Religion
- Affiliation: Reform Judaism
- Ecclesiastical or organizational status: Synagogue
- Ownership: Kehilat Halev
- Leadership: Rabbi Meir Azari; Rabbi Galia Sadan;
- Status: Active

Location
- Location: Tel Aviv
- Country: Israel

Architecture
- Funded by: Gerard and Ruth Daniel
- Completed: 1991

Website
- beit-daniel.org.il

= The Daniel Centers =

Reform Jewish organization and synagogue in Tel Aviv, Israel

The Daniel Centers for Progressive Judaism is a Reform Jewish congregation and synagogue based in Tel Aviv, Israel. The Daniel Centers consist of the Beit Daniel synagogue and Kehilat Halev congregation in Tel Aviv and the Mishkenot Ruth Daniel hostel and community center in Jaffa. The Beit Daniel synagogue was established in 1991.

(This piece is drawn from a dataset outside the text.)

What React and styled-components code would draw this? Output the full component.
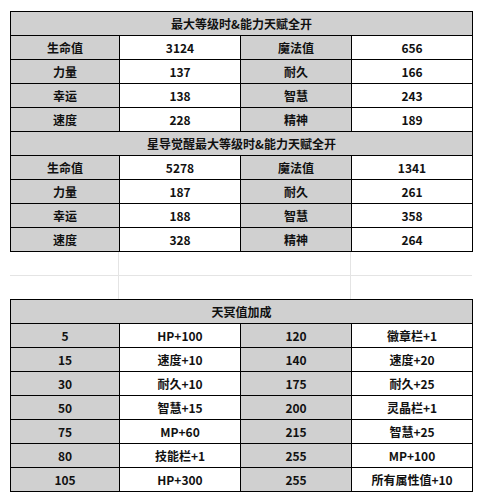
import React from "react";
import styled, { createGlobalStyle } from "styled-components";

const GlobalStyle = createGlobalStyle`
  body {
    margin: 0;
    background: #ffffff;
  }
`;

const stats1 = [
  ["生命值", "3124", "魔法值", "656"],
  ["力量", "137", "耐久", "166"],
  ["幸运", "138", "智慧", "243"],
  ["速度", "228", "精神", "189"],
];

const stats2 = [
  ["生命值", "5278", "魔法值", "1341"],
  ["力量", "187", "耐久", "261"],
  ["幸运", "188", "智慧", "358"],
  ["速度", "328", "精神", "264"],
];

const bonus = [
  ["5", "HP+100", "120", "徽章栏+1"],
  ["15", "速度+10", "140", "速度+20"],
  ["30", "耐久+10", "175", "耐久+25"],
  ["50", "智慧+15", "200", "灵晶栏+1"],
  ["75", "MP+60", "215", "智慧+25"],
  ["80", "技能栏+1", "255", "MP+100"],
  ["105", "HP+300", "255", "所有属性值+10"],
];

export default function App() {
  return (
    <Page>
      <GlobalStyle />
      <Sheet>
        <HeaderCell>最大等级时&amp;能力天赋全开</HeaderCell>
        {stats1.map((row) =>
          row.map((v, i) => (
            <Cell key={row[0] + i} $gray={i % 2 === 0}>
              {v}
            </Cell>
          ))
        )}
        <HeaderCell>星导觉醒最大等级时&amp;能力天赋全开</HeaderCell>
        {stats2.map((row) =>
          row.map((v, i) => (
            <Cell key={"b" + row[0] + i} $gray={i % 2 === 0}>
              {v}
            </Cell>
          ))
        )}
      </Sheet>
      <Gap>
        <GapCell />
        <GapCell />
        <GapCell $last />
        <GapCell $bottom />
        <GapCell $bottom />
        <GapCell $bottom $last />
      </Gap>
      <Sheet>
        <HeaderCell>天冥值加成</HeaderCell>
        {bonus.map((row, r) =>
          row.map((v, i) => (
            <Cell key={"c" + r + i} $gray={i % 2 === 0}>
              {v}
            </Cell>
          ))
        )}
      </Sheet>
    </Page>
  );
}

const Page = styled.div`
  padding: 11px 0 0 10px;
  font-family: "Noto Sans CJK SC", "Liberation Sans", sans-serif;
`;

const Sheet = styled.div`
  display: grid;
  grid-template-columns: 108px 120px 110px 120px;
  grid-auto-rows: 23px;
  gap: 1px;
  padding: 1px;
  width: 463px;
  box-sizing: border-box;
  background: #000000;
`;

const Cell = styled.div`
  display: flex;
  align-items: center;
  justify-content: center;
  background: ${(p) => (p.$gray ? "#d0d0d0" : "#ffffff")};
  color: #111111;
  font-size: 12px;
  font-weight: 700;
  line-height: 1;
`;

const HeaderCell = styled(Cell)`
  grid-column: 1 / -1;
  background: #d0d0d0;
`;

const Gap = styled.div`
  display: grid;
  grid-template-columns: 109px 232px 121px;
  grid-template-rows: 24px 23px;
  width: 462px;
`;

const GapCell = styled.div`
  border-right: ${(p) => (p.$last ? "none" : "1px solid #e4e4e4")};
  border-bottom: ${(p) => (p.$bottom ? "none" : "1px solid #e4e4e4")};
`;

The current rabbis are Rabbi Meir Azari and Rabbi Galia Sadan.

== History ==
The Daniel Centers were founded by Gerard and Ruth Daniel, a business family of German birth who had migrated to the United States and established a firm in the aerospace technology business and later a real estate business in Florida. While living in the United States, the Daniels became involved in Reform Jewish causes, with Gerard becoming president of the World Union for Progressive Judaism and Ruth concurrently becoming treasurer of the organization from 1980 to 1988. The family established the Beit Daniel synagogue in 1991, and later the Mishkenot Ruth Daniel in 2007 following Ruth's death. The Beit Daniel synagogue's construction went up against legal opposition, with the family fighting up to the Supreme Court of Israel for the right to build the synagogue.

Journalist and former Finance Minister Yair Lapid, who identifies as hiloni, has written extensively of his frequent attendance and experience at Beit Daniel.